Nevada casinos reported their seventh straight month of annual revenue declines in September, with bingo and horseracing the only gaming verticals to post positive growth.
Figures released Wednesday by the Nevada Gaming Control Board show statewide gambling revenue of $821.1m in September, a 22.4% decline from the same month last year. However, September’s total was nearly $82m better than August 2020 and the state’s best showing since casinos reopened in June following their COVID-19 shutdown.
The pain was much greater on the Las Vegas Strip, where casinos reported gaming revenue falling 39.1% to $354.7m, although that was up $38m from August. The situation wasn’t much better Downtown ($51.8m, -21.5%) while the Boulder Strip gained 1.8% to $75.9m and Reno rose 3% to $57.1m.

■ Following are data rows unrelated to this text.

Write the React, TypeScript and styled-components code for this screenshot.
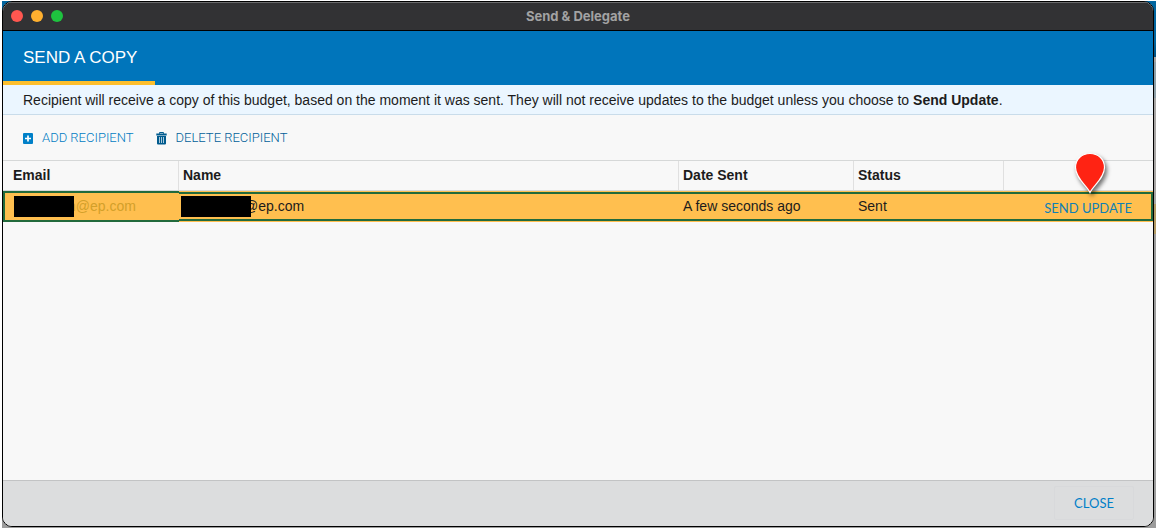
import React from "react";
import styled, { createGlobalStyle, css } from "styled-components";

const GlobalStyle = createGlobalStyle`
  *, *::before, *::after { box-sizing: border-box; }
  body { margin: 0; background: #ffffff; }
  button { font: inherit; }
`;

const sans = `"Liberation Sans", Arial, sans-serif`;
const lato = `Lato, "Liberation Sans", sans-serif`;

const Desktop = styled.div`
  display: flex;
  min-height: 100vh;
  padding: 1px 0 3px 2px;
  font-family: ${sans};
  font-size: 14px;
  color: #1c1c1c;
`;

const Backdrop = styled.div`
  flex: 1;
  display: flex;
  padding: 0 2px 1px 0;
  background: linear-gradient(
    #00659f 0 40px, #004f80 56px, #a3a3a3 56px 61px, #8fa0a8 61px 97px,
    #a8a6a5 97px 203px, #b39a64 203px 233px, #9c9c9c 233px 100%
  );
`;

const Window = styled.section`
  flex: 1;
  display: flex;
  flex-direction: column;
  overflow: hidden;
  border: 1px solid #000000;
  border-radius: 10px;
  background: #f8f8f8;
`;

const TitleBar = styled.header`
  display: grid;
  grid-template-columns: 1fr auto 1fr;
  align-items: center;
  height: 29px;
  padding: 0 8px;
  border-top: 1px solid #6b6b6c;
  border-bottom: 1px solid #000000;
  background: #323234;
`;

const Lights = styled.div`
  display: flex;
  gap: 8px;
  padding-bottom: 1px;
`;

const Light = styled.button<{ $color: string }>`
  width: 12px;
  height: 12px;
  padding: 0;
  border: 0;
  border-radius: 50%;
  background: ${(p) => p.$color};
`;

const Title = styled.h1`
  margin: 0;
  padding-bottom: 2px;
  font: 700 13px/16px Inter, ${sans};
  color: #a2a2a3;
`;

const Tabs = styled.nav`
  display: flex;
  background: #0075bb;
`;

const Tab = styled.button`
  height: 54px;
  padding: 3px 18px 0 20px;
  border: 0;
  border-bottom: 4px solid #fdbf2d;
  background: transparent;
  color: #ffffff;
  font-size: 17px;
  line-height: 20px;
`;

const Notice = styled.p`
  margin: 0;
  padding: 6px 20px 5px;
  border-bottom: 1px solid #c9dcea;
  background: #ebf6ff;
  line-height: 18px;
`;

const Toolbar = styled.div`
  display: flex;
  gap: 22px;
  padding: 13px 20px 12px;
`;

const ToolButton = styled.button<{ $dark?: boolean }>`
  display: flex;
  align-items: center;
  gap: 9px;
  padding: 0;
  border: 0;
  background: transparent;
  color: ${(p) => (p.$dark ? "#005f9a" : "#007cc3")};
  font: 300 13px/20px Roboto, ${sans};

  svg { display: block; }
`;

const Table = styled.table`
  width: 100%;
  table-layout: fixed;
  border-collapse: separate;
  border-spacing: 0;
  border-top: 1px solid #d6d8d8;
`;

const Column = styled.col<{ $width?: number }>`
  ${(p) => p.$width && `width: ${p.$width}px;`}
`;

const HeadCell = styled.th`
  position: relative;
  height: 30px;
  padding: 0 4px 2px;
  border-right: 1px solid #e0e0e0;
  border-bottom: 1px solid #d6d8d8;
  text-align: left;
  font-weight: 700;
  line-height: 18px;

  &:first-child { padding-left: 10px; }
  &:last-child { border-right: 0; }
`;

const rowEdges = `inset 0 1px #ffbf4f, inset 0 -1px #ffbf4f`;
const green = "#226a3c";

const Cell = styled.td<{ $focused?: boolean; $end?: boolean }>`
  height: 31px;
  padding: 0 5px 2px 4px;
  background: #ffbf4f;
  line-height: 18px;
  box-shadow: ${rowEdges}, inset 0 3px ${green}, inset 0 -3px ${green};

  ${(p) => p.$focused && css`
    padding-left: 10px;
    color: #d3a02a;
    box-shadow: inset 2px 2px ${green}, inset 0 -2px ${green};
  `}
  ${(p) => p.$end && css`
    padding-right: 21px;
    text-align: right;
    box-shadow: ${rowEdges}, inset -2px 3px ${green}, inset 0 -3px ${green};
  `}
`;

const Address = styled.div<{ $masked: number }>`
  position: relative;
  padding-left: ${(p) => p.$masked}px;
`;

const Redaction = styled.span<{ $left: number; $width: number }>`
  position: absolute;
  top: -1px;
  left: ${(p) => p.$left}px;
  width: ${(p) => p.$width}px;
  height: 21px;
  background: #000000;
`;

const UpdateButton = styled.button`
  padding: 4px 0 0;
  border: 0;
  background: transparent;
  color: #0f80b4;
  font: 400 13px/18px ${lato};
`;

const Pin = styled.svg`
  position: absolute;
  z-index: 2;
  top: -9px;
  right: 43px;
  overflow: visible;
  filter: drop-shadow(2px 3px 2px rgba(0, 0, 0, 0.55));
`;

const Footer = styled.footer`
  display: flex;
  justify-content: flex-end;
  margin-top: auto;
  padding: 5px 19px 6px;
  border-top: 1px solid #c2c3c4;
  background: #dcddde;
`;

const CloseButton = styled.button`
  width: 80px;
  height: 34px;
  padding: 0;
  border: 1px solid #d8d9db;
  border-radius: 2px;
  background: transparent;
  color: #007fc8;
  font: 400 13px/18px ${lato};
`;

const PlusIcon = () => (
  <svg width="10" height="11" viewBox="0 0 10 11" aria-hidden="true">
    <rect width="10" height="11" rx="1" fill="#0080c8" />
    <path d="M5 2.500v6M2 5.500h6" stroke="#fff" strokeWidth="1.700" />
  </svg>
);

const TrashIcon = () => (
  <svg width="11" height="13" viewBox="0 0 11 13" aria-hidden="true">
    <path d="M3.500 1.800V.5h4v1.300" fill="none" stroke="#005b8e" />
    <path d="M.3 1.500h10.400v1.900H.3zM1 4h9v7.500q0 1-1 1H2q-1 0-1-1z" fill="#005b8e" />
    <path d="M3.500 5v6M5.500 5v6M7.500 5v6" stroke="#d7e6ee" strokeWidth=".8" />
  </svg>
);

export default function App() {
  return (
    <>
      <GlobalStyle />
      <Desktop>
        <Backdrop>
          <Window>
            <TitleBar>
              <Lights>
                <Light $color="#ff5750" aria-label="Close window" />
                <Light $color="#ffb02f" aria-label="Minimize window" />
                <Light $color="#1ec23f" aria-label="Zoom window" />
              </Lights>
              <Title>Send &amp; Delegate</Title>
            </TitleBar>
            <Tabs>
              <Tab>SEND A COPY</Tab>
            </Tabs>
            <Notice>
              Recipient will receive a copy of this budget, based on the moment it was sent. They
              will not receive updates to the budget unless you choose to <b>Send Update</b>.
            </Notice>
            <Toolbar>
              <ToolButton><PlusIcon />ADD RECIPIENT</ToolButton>
              <ToolButton $dark><TrashIcon />DELETE RECIPIENT</ToolButton>
            </Toolbar>
            <Table>
              <colgroup>
                <Column $width={176} />
                <Column $width={500} />
                <Column $width={175} />
                <Column $width={150} />
                <Column />
              </colgroup>
              <thead>
                <tr>
                  <HeadCell scope="col">Email</HeadCell>
                  <HeadCell scope="col">Name</HeadCell>
                  <HeadCell scope="col">Date Sent</HeadCell>
                  <HeadCell scope="col">Status</HeadCell>
                  <HeadCell>
                    <Pin width="40" height="42" viewBox="0 0 40 42" aria-hidden="true">
                      <path
                        d="M20 40.500C17 34 5.500 26 5.500 15.500C5.500 7 12 1.500 20 1.500C28 1.500 34.500 7 34.500 15.500C34.500 26 23 34 20 40.500Z"
                        fill="#ff2313"
                        stroke="#ffffff"
                        strokeWidth="1.200"
                      />
                    </Pin>
                  </HeadCell>
                </tr>
              </thead>
              <tbody>
                <tr>
                  <Cell $focused>
                    <Address $masked={55}>n@ep.com<Redaction $left={1} $width={60} /></Address>
                  </Cell>
                  <Cell>
                    <Address $masked={61}>@ep.com<Redaction $left={-2} $width={70} /></Address>
                  </Cell>
                  <Cell>A few seconds ago</Cell>
                  <Cell>Sent</Cell>
                  <Cell $end><UpdateButton>SEND UPDATE</UpdateButton></Cell>
                </tr>
              </tbody>
            </Table>
            <Footer>
              <CloseButton>CLOSE</CloseButton>
            </Footer>
          </Window>
        </Backdrop>
      </Desktop>
    </>
  );
}
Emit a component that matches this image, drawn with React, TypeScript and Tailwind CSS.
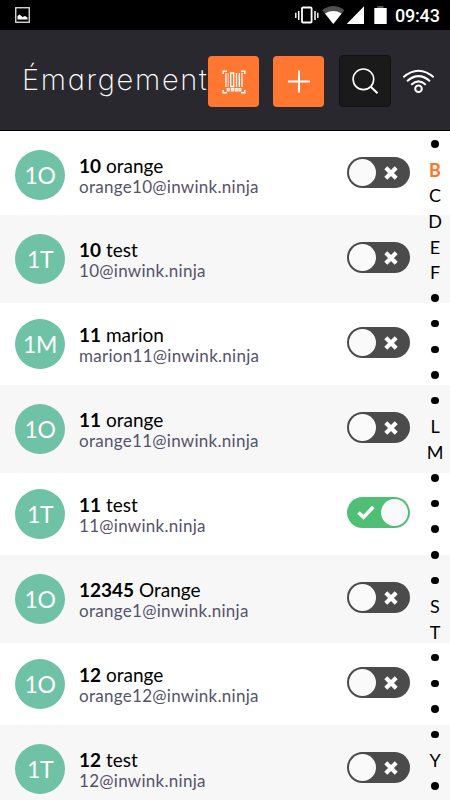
import { useState } from "react";

interface Guest {
  initials: string;
  first: string;
  last: string;
  email: string;
  present: boolean;
}

const GUESTS: Guest[] = [
  { initials: "1O", first: "10",    last: "orange", email: "orange10@inwink.ninja", present: false },
  { initials: "1T", first: "10",    last: "test",   email: "10@inwink.ninja",       present: false },
  { initials: "1M", first: "11",    last: "marion", email: "marion11@inwink.ninja", present: false },
  { initials: "1O", first: "11",    last: "orange", email: "orange11@inwink.ninja", present: false },
  { initials: "1T", first: "11",    last: "test",   email: "11@inwink.ninja",       present: true },
  { initials: "1O", first: "12345", last: "Orange", email: "orange1@inwink.ninja",  present: false },
  { initials: "1O", first: "12",    last: "orange", email: "orange12@inwink.ninja", present: false },
  { initials: "1T", first: "12",    last: "test",   email: "12@inwink.ninja",       present: false },
];

const INDEX = ".BCDEF.....LM.....ST....Y.".split("");

function StatusBar() {
  return (
    <div className="flex h-[30px] shrink-0 items-center bg-black pl-[15px] pr-[10px]">
      <svg width="15" height="16" viewBox="0 0 15 16">
        <rect x="0.75" y="0.75" width="13.5" height="14.5" fill="none" stroke="#e5e5e5" strokeWidth="1.3" />
        <path d="M2.5 12.5V9l2-1.5 3 2.5 2.5-1 2.5 1.5v2z" fill="#fff" />
      </svg>
      <div className="ml-auto flex items-center">
        <svg width="94" height="20" viewBox="294 5 94 20">
          <g fill="none" stroke="#fff">
            <rect x="302" y="7.5" width="9.6" height="15" rx="1" strokeWidth="1.8" />
            <path d="M298.7 11v9M315 11v9" strokeWidth="1.5" />
            <path d="M295.8 12.8v5.2M317.8 12.8v5.2" strokeWidth="1.4" />
          </g>
          <path d="M333.3 24 322.3 10.2Q333.3 2 344.3 10.2z" fill="#505050" />
          <path d="M333.3 24 325 13.4Q333.3 8.8 341.6 13.4z" fill="#fff" />
          <path d="M346.7 24H364V6.3z" fill="#fff" />
          <path d="M377.3 6h6.2v2h-6.2z" fill="#555" />
          <path d="M374.3 8h12.4v16h-12.4z" fill="#fff" />
        </svg>
        <span className="ml-[7px] mt-px w-[45px] whitespace-nowrap font-['Roboto',sans-serif] text-[18px] font-medium leading-5 tracking-[-0.2px] text-white">
          09:43
        </span>
      </div>
    </div>
  );
}

function BarcodeIcon() {
  return (
    <svg width="24" height="24" viewBox="0 0 24 24" fill="none" stroke="#fff">
      <path d="M5 1.2H1.2V4M19 1.2h3.8V4M1.2 20v2.8H5M22.8 20v2.8H19" strokeWidth="1.5" />
      <path d="M4 3v14M14.5 3v14M17.3 3v14M20 3v14" strokeWidth="1.3" />
      <path d="M6.2 3v14" strokeWidth="0.8" />
      <path d="M8.7 3h3v13.5h-3z" strokeWidth="1.3" />
      <path d="M5.3 18.7h1.8v2.2h-1.8zM9.5 18.7h1.8v2.2h-1.8zM13.3 18.7h1.8v2.2h-1.8zM17 18.7h1.8v2.2H17z" strokeWidth="1.3" />
    </svg>
  );
}

function Header() {
  return (
    <header className="flex h-[101px] shrink-0 items-start border-b border-black bg-[#29282f] pl-[22px]">
      <h1 className="mt-[28px] w-[186px] whitespace-nowrap font-['Inter',sans-serif] text-[29px] font-extralight leading-[44px] tracking-[1.7px] text-white [font-feature-settings:'cv11']">
        Émargement
      </h1>
      <button className="mt-[26px] flex size-[51px] items-center justify-center rounded bg-[#ff7731]">
        <BarcodeIcon />
      </button>
      <button className="ml-[14px] mt-[26px] flex size-[51px] items-center justify-center rounded bg-[#ff7731]">
        <svg width="24" height="24" viewBox="0 0 24 24" stroke="#fff" strokeWidth="2">
          <path d="M1 11.5h22M12 0.5v22" />
        </svg>
      </button>
      <button className="ml-[15px] mt-[25px] flex size-[52px] items-center justify-center rounded border border-[#111] bg-[#1a1a1b]">
        <svg width="28" height="28" viewBox="0 0 28 28" fill="none" stroke="#fff" strokeWidth="1.6">
          <circle cx="12.4" cy="12.3" r="10.3" />
          <path d="m19.5 19.5 7 6.8" strokeWidth="2" />
        </svg>
      </button>
      <svg className="ml-[11px] mt-[39px]" width="33" height="25" viewBox="0 0 33 25" fill="none" stroke="#fff" strokeWidth="2">
        <path d="M1.3 8.3Q16.5-4.7 31.7 8.3" />
        <path d="M5 12.3Q16.5 2 28 12.3" />
        <path d="M9.2 15.8Q16.5 9 23.8 15.8" />
        <circle cx="16.5" cy="19.8" r="3.3" />
      </svg>
    </header>
  );
}

function Toggle({ on, onClick }: { on: boolean; onClick: () => void }) {
  return (
    <button
      onClick={onClick}
      className={`ml-auto mr-[40px] mt-[8px] flex h-[31px] w-[63px] shrink-0 items-center justify-between rounded-full px-[2px] group-first:mt-[7px] ${
        on ? "flex-row-reverse bg-[#4fbf75]" : "bg-[#4b4b4b]"
      }`}
    >
      <span className="size-[27px] rounded-full bg-[#fafafa]" />
      {on ? (
        <svg className="ml-[8px]" width="18" height="15" viewBox="0 0 18 15" fill="none" stroke="#fff" strokeWidth="3.6">
          <path d="m1.5 7.5 5 4.7L16.3 2" />
        </svg>
      ) : (
        <svg className="mr-[10px]" width="14" height="14" viewBox="0 0 14 14" stroke="#fff" strokeWidth="4.2">
          <path d="m1.8 1.8 10.4 10.4M12.2 1.8 1.8 12.2" />
        </svg>
      )}
    </button>
  );
}

export default function App() {
  const [guests, setGuests] = useState(GUESTS);

  const toggle = (i: number) =>
    setGuests(guests.map((g, n) => (n === i ? { ...g, present: !g.present } : g)));

  return (
    <div className="flex h-[800px] w-[450px] flex-col overflow-hidden bg-white font-['Lato',sans-serif]">
      <StatusBar />
      <Header />

      <main className="relative min-h-0 flex-1 overflow-hidden">
        <ul>
          {guests.map((guest, i) => (
            <li
              key={guest.email}
              className="group flex h-[82px] items-start pl-[15px] pt-[16px] first:h-[84px] first:pt-[19px] even:h-[88px] even:bg-[#f7f7f7] even:pt-[19px]"
            >
              <span className="flex size-[50px] shrink-0 items-center justify-center rounded-full bg-[#6fc2a5] text-[23px] leading-none tracking-[-0.4px] text-white">
                {guest.initials}
              </span>
              <div className="ml-[14px] mt-[5px] whitespace-nowrap">
                <p className="text-[19px] leading-[21px] text-black">
                  <b>{guest.first}</b> {guest.last}
                </p>
                <p className="text-[17px] leading-[21px] tracking-[0.28px] text-[#55526b]">{guest.email}</p>
              </div>
              <Toggle on={guest.present} onClick={() => toggle(i)} />
            </li>
          ))}
        </ul>

        {/* Alphabet shortcut */}
        <nav className="absolute right-0 top-0 flex w-[30px] flex-col items-center">
          {INDEX.map((letter, i) => (
            <a
              key={i}
              className={`flex h-[25.7px] w-full items-center justify-center text-[18px] leading-none ${
                letter === "B" ? "font-bold text-[#ff7420]" : "text-black"
              }`}
            >
              {letter === "." ? <span className="size-[7.5px] rounded-full bg-black" /> : letter}
            </a>
          ))}
        </nav>
      </main>
    </div>
  );
}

Statewide slots revenue was off 12% to $607.5m while the ‘table, counter & card games’ segment slumped 41.9% to $213.6m. With the exception of bingo ($2m, +27.5%), all individual games were sharply negative, led by blackjack ($64.6m, -21.7%), craps ($32.8m, -13.3%) and roulette ($22.5m, -20.3%), while baccarat tumbled 86.6% to just under $14.2m despite baccarat volume dropping only 11.5%.
Nevada’s sportsbooks brought in $32.9m, down nearly 37% year-on-year and marking one of Nevada’s poorer showings to the start of another NFL season. Betting handle totaled $575.2m, up slightly from last September’s $546.3m, but well below New Jersey’s record $748.6m handle last month.
September’s football betting revenue was down nearly-three quarters to $10.7m, while basketball plunged over 500% to just $3.7m and parlay cards were off 61% to $2.1m.
Thank God for baseball ($10.2m, +33.6%), hockey ($5.1m, but there’s no direct comparison with September 2019), ‘other’ sports ($1.1m, +29.4%) and the state’s pari-mutuel race books, which gained 22.7% to $3.25m.